When Sudan, not exactly a model state by objective standards of human rights and governance standards, could not meet a deadline for repaying $ 34 billion in foreign debt, it turned to China, India and Gulf-based lenders for a bailout. India also has bailed out Tanzania with special from credits. Between 2008 and 2009 when total Foreign Direct Investment in Africa fell by around 30%, due to the worldwide recession, the flow of funds from China, albeit starting from a low base, increased by 80%.
BRICSA as aid donors
BRICSA assistance generally has been criticised by human rights activists, for propping up rulers who are serial violators of human rights and whose governance standards are far from acceptable, because most of the aid is tied, the lack of competitive bidding, negotiated prices, dated technology (highly damaging to the environment) labour and equipment imported from the donor country.
Further this ‘assistance’ is more often than not in the form of loans at near commercial rates, which have to be repaid from national tax revenues years later, if no debt forgiveness is available; debt forgiveness also creates a culture of dependence.

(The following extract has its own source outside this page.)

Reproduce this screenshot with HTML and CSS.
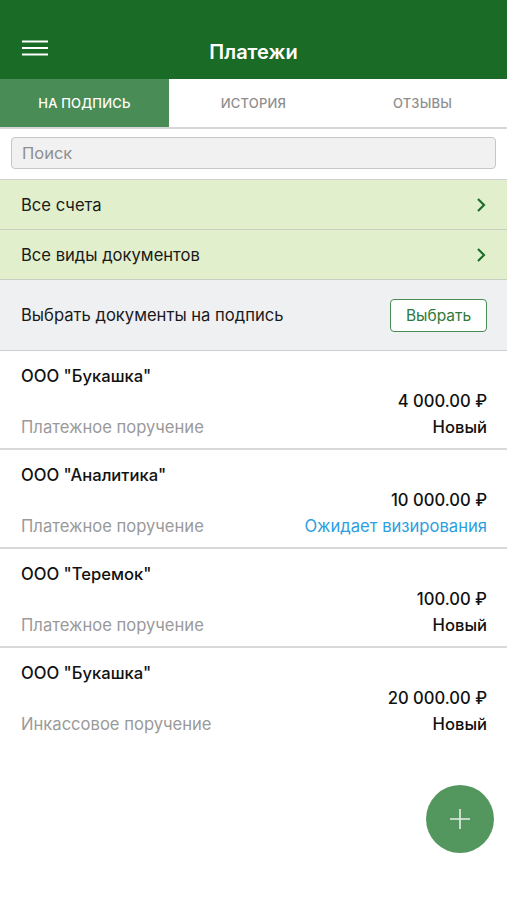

But it is not all not necessarily negative, Deborah Brautigam, in a recent book, ‘China’s Role in Africa,’ says that the emergence of the BRICSA as aid donors is as important for poor countries as was the fall of the Berlin Wall for Eastern Europe. The BRICSA Bank, notwithstanding the fears of Chinese Dragon’s domination, will be a game changer in the international finance sector.
In 1431 Admiral Cheng Ho left a prophetic inscription on a memorial stone, on the banks of the Yangtze estuary: “The countries beyond the horizon and at the ends of the earth have all become subjects to the most western of the western or the most northern of the northern countries, however far away they may be.”
Mao was right: “There is nothing new under the sun.” Watch out for the interplay between the Dragon, the Lion and the Tiger; its effect on Sri Lanka’s Asiatic Lion will be decisive.